Current Effects are Magnified when Winds are Light: Compare the graphic below, using the Force 3 "best course" routing function for moderate winds of 12 knots, indicating very little to no advantage from one upwind route to another, to the following graphic, for the same time and location with a 5 knot wind. The latter predicts a TWO MINUTE advantage in the right-hand side of the course, a huge difference in this kind of racing. Such light winds are not at all uncommon in Auckland, particularly as the season advances and we approach the semis and finals.

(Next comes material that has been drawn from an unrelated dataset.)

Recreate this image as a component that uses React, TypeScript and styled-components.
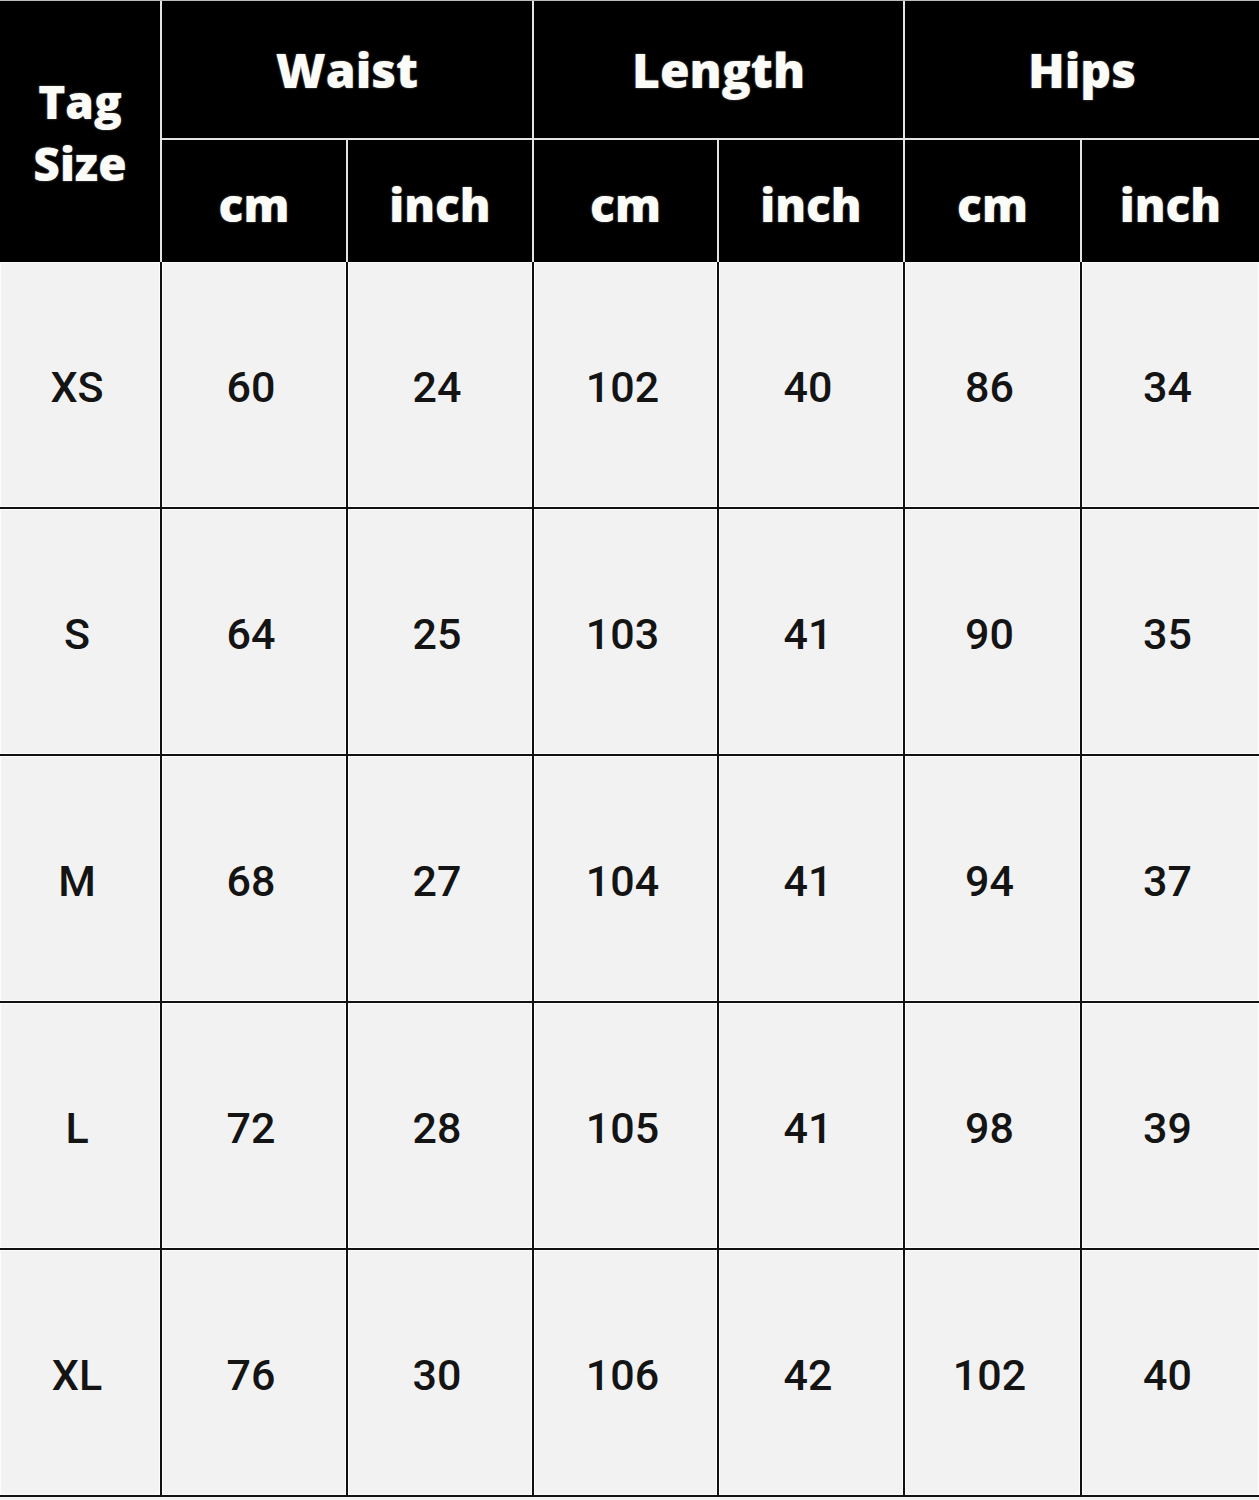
import styled, { createGlobalStyle } from 'styled-components';

const GlobalStyle = createGlobalStyle`
  html, body {
    margin: 0;
    padding: 0;
    background: #f2f2f2;
  }
`;

const columns = '160px 184px 184px 183px 184px 175px 177px';

const Chart = styled.div`
  width: 1259px;
  height: 1500px;
  overflow: hidden;
  background: #f2f2f2;
`;

const HeaderGrid = styled.div`
  display: grid;
  grid-template-columns: ${columns};
  grid-template-rows: 137px 122px;
  gap: 2px;
  background: #e4e4e4;
  border-top: 1px solid #bdbdbd;
`;

const HeadCell = styled.div<{ $span?: number; $rows?: number }>`
  grid-column: span ${(p) => p.$span ?? 1};
  grid-row: span ${(p) => p.$rows ?? 1};
  background: #000;
  color: #fbfbf7;
  display: flex;
  flex-direction: column;
  align-items: center;
  justify-content: center;
  font-family: 'Open Sans', 'Noto Sans', sans-serif;
  font-weight: 800;
  font-size: ${(p) => (p.$rows === 2 ? 46 : 48)}px;
  line-height: 62px;
  text-shadow: 0 0 2px rgba(255, 255, 255, 0.45);
`;

const UnitCell = styled(HeadCell)`
  padding-top: 6px;
  font-size: 46px;
`;

const BodyGrid = styled.div`
  display: grid;
  grid-template-columns: ${columns};
  grid-auto-rows: 245px;
  gap: 2px;
  background: #111;
  padding-bottom: 2px;
`;

const Cell = styled.div`
  background: #f2f2f2;
  box-shadow: inset 0 0 0 1px #fcfcfc;
  display: flex;
  align-items: center;
  justify-content: center;
  font-family: Roboto, 'Liberation Sans', sans-serif;
  font-weight: 500;
  font-size: 43px;
  color: #141414;
  padding: 4px 6px 0 0;
  box-sizing: border-box;
`;

const groups = ['Waist', 'Length', 'Hips'];

const rows: string[][] = [
  ['XS', '60', '24', '102', '40', '86', '34'],
  ['S', '64', '25', '103', '41', '90', '35'],
  ['M', '68', '27', '104', '41', '94', '37'],
  ['L', '72', '28', '105', '41', '98', '39'],
  ['XL', '76', '30', '106', '42', '102', '40'],
];

const App = () => {
  return (
    <Chart>
      <GlobalStyle />
      <HeaderGrid>
        <HeadCell $rows={2}>
          <span>Tag</span>
          <span>Size</span>
        </HeadCell>
        {groups.map((g) => (
          <HeadCell key={g} $span={2}>
            {g}
          </HeadCell>
        ))}
        {groups.map((g) => [
          <UnitCell key={`${g}-cm`}>cm</UnitCell>,
          <UnitCell key={`${g}-inch`}>inch</UnitCell>,
        ])}
      </HeaderGrid>
      <BodyGrid>
        {rows.map((row, i) =>
          row.map((value, j) => <Cell key={`${i}-${j}`}>{value}</Cell>)
        )}
      </BodyGrid>
    </Chart>
  );
};

export default App;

What Determines Currents: currents along a land mass, like New Zealand, are almost entirely due to tidal "forcing," and reflect the motion of water towards (or away) from land as tidal heights rise (or fall). Tidal effects are primarily driven by the relative position of earth, sun and moon, and follow a daily variation which is well understood and can be predicted quite accurately. Currents, however, also vary from point to point due to the presence and shape of nearby shorelines, varying depths of water, and other factors, such as inflow from rivers and other sources of water into the system. Unlike wind, currents are inherently predictable, given enough detailed knowledge of these factors, but in practice one faces only partial knowledge and difficult computations. It is next to impossible to accurately determine currents from boat instruments, while on the water, and in any case all the instruments can measure are the currents behind the boat. The trick is to predict currents ahead of the boat, allowing for the time it will take to reach each point as well as current differences from one point to another.

We at Local Knowledge combine what is known about the underlying factors, with whatever actual measurements are available, to produce a computer model of currents which is both accurate and amenable to rapid calculations. Our models enable a great variety of detailed and complex computations of interest to the racer or cruising sailor, incorporated in our PC software.